Créé à Rome en 1707 puis remanié à Londres des années plus tard, Le Triomphe du Temps et de la Désillusion est le premier oratorio de Haendel. Avec ses quatre personnages allégoriques (Beauté, Plaisir, Désillusion et Temps), il narre comment la Beauté, insouciante et ne recherchant que le Plaisir, comprend peu à peu que la Désillusion va la gagner et que le Temps finira par avoir raison d’elle. Le Festival d’Aix-en-Provence propose cette année une version scénique de l’ouvrage, dont la réalisation a été confiée au sulfureux Krzysztof Warlikowski. Pour le metteur en scène polonais, la Beauté est une jeune femme qui se détruit à petit feu, à force de trop aimer la vie et ses plaisirs. La vision est particulièrement sombre et pessimiste, mais d’une grande force d’évocation. Dans un univers froid et glauque, Warlikowski raconte sans aucune illusion ni concession comment la drogue et le sexe, paradis artificiels de la jeunesse d’aujourd’hui, viennent à bout de la Beauté. Durant l’Ouverture, une vidéo montre une jeune fille se déhanchant dans une boîte de nuit et avalant de la drogue. Son ami en fait de même et finit sur un lit d’hôpital puis dans une morgue, victime d’une overdose. Le ton est donné dès le départ. Et le temps n’aura même pas besoin de finir sa besogne puisque la Beauté se suicidera en se taillant les veines. L’histoire se déroule dans un décor qu’affectionne Krzysztof Warlikowski : un lit d’hôpital, une cage vitrée dans laquelle les personnages et des figurants se trémoussent, un grand écran montrant les protagonistes en gros plan et les sièges d’une salle de cinéma qui se peuple petit à petit de créatures de la nuit. L’espace scénique est par ailleurs très habilement divisé en deux parties distinctes, avec à jardin la jeunesse et ses excès, et à cour, la maturité et la sagesse, moins scintillantes, représentées ici par la Désillusion et le Temps qui sont vus comme les parents de la Beauté. La réussite est éclatante, mis à part l’extrait – interminable – du film Danse fantomatique de Ken McMullen venant clore la première partie du spectacle, et dans lequel on voit Jacques Derrida parler de fantômes à Pascale Ogier, comme pour faire écho aux démons qui hantent la Beauté.

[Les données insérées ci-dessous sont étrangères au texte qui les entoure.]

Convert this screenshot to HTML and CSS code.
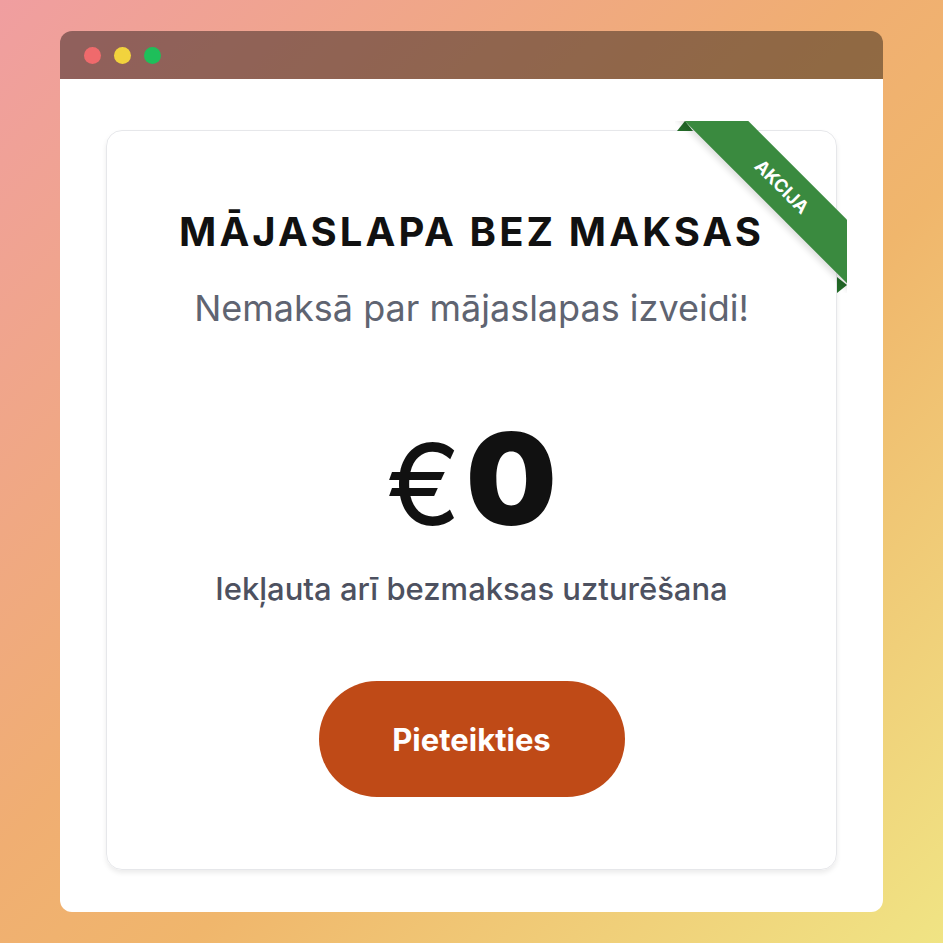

Cette vision triste et désespérée est superbement relayée dans la fosse, avec une Emmanuelle Haïm qui, à la tête de son Concert d’Astrée, privilégie les couleurs sombres, les nuances mélancoliques et les tempi alanguis. Quelques légers décalages et une ou deux fausses notes ne gâchent en rien la prestation de l’ensemble, confondante de cohérence, de mesure et d’équilibre. Les quatre solistes vocaux sont tous très investis dans leur personnage. S’il lui faut du temps pour chauffer sa voix, Sabine Devieilhe n’en incarne pas moins une Beauté fragile et bouleversante, dont le timbre éthéré qui accompagne sa lente descente aux enfers fait frissonner le spectateur. Plaisir transformé ici en oiseau de nuit impénitent, Franco Fagioli éblouit par sa virtuosité, mais émeut également dans le célèbre «Lascia la spina», l’air le plus connu de l’ouvrage. Avec ses graves veloutés et sa diction exemplaire, Sara Mingardo offre expressivité et caractère à la Désillusion. Timbre sonore et bien projeté, Michael Spyres fait, lui aussi, forte impression en Temps autoritaire et sans compromis, qui avance inexorablement.